On Nature

Big Wide World
Big Wide World

Born - the window of experience opens onto a fresh, uncluttered world. The slate awaits experience, maybe a mind, to write on it. Our word 'nature' comes from the Latin natura signifying birth - as in nascent - but the Roman meaning, just like ours, does not stop at that event. It flows on through life, being the course of things, their very constitution, their character. Here we can see the blossoming of our world as it opens up.

It is because it takes us from birth, through essence, through form, to encompass the whole mature individual person or thing, that nature is such a potent word. The constitution, the essential character of the subject, is there from its birth, waiting ready to burgeon or implode. We speak of the nature we knew he had, how it was in his nature. Nature traces that course from its seed to its fulfilment.

But the word's common use is far from confined to individuals, rather nature is our 'environment' - to use the vogue term. It is that in which we find ourselves, although it is that part which is not made by us. So we can escape from the manmade world into it. We return to nature, maybe even slipping off our clothes to be naturalists and so nearer to our nature - seeking our pre-civilised state; and then almost at once we want to re-capture nature, to take her back to civilisation by photographing or painting it - as in the picture above. Here the word nature stands over and against human conception and construction.

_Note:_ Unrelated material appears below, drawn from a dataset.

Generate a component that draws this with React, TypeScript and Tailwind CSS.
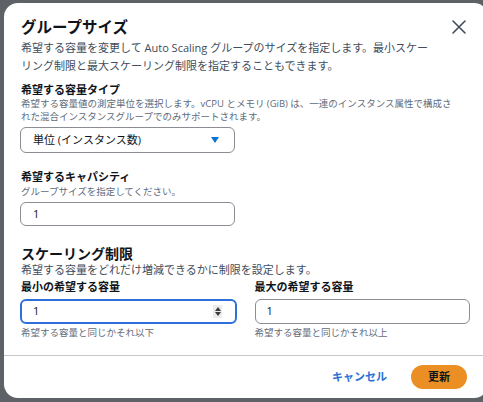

And then finally the word comes to embrace even that very wrought world. Now we have the totality of nature: all that is out there, everything that is not mental. This is Collingwood's concept in his 'The Idea of Nature' where the word is taken as being akin to cosmology: now nature is the entirety of the world or universe.

Our fecund modern word emerges. Brimming with meanings, overflowing with connotations; a rich vein for poetry and a great head-word to which we are easily drawn. Drawn not only by the way it seems to open up a whole new world, but by the way that world is both familiar and at the same time independent. This seems crucial, nature's permanent independence sets it apart from human beings. That independence allows it to become a world on which we can depend; it is available whether or not we are there, whether or not we observe it, whether or not we attend to it. It is so familiar that we may give Nature a capital N, and those of us who would be shy of deifying, still fondly personify, and speak of 'her'. But at the same time she is so independent that it is her tigers Blake's The Tyger that eat those lambs ... and then they eat us ... and so bring to an end the world of our thought ... reaffirming the boundary between the mental and nature, lest we might have thought tygers, as all God's creations, to be safely caged.

The illustration Blake drew for his poem has such a sweet domestic cat that the 'darkness' is hard to believe. Notwithstanding the illustration traditionally the tyger is taken as a symbol of the devil's work. For us this needs translating. Without a supporting God, what happens when we find that it is we who created tygers?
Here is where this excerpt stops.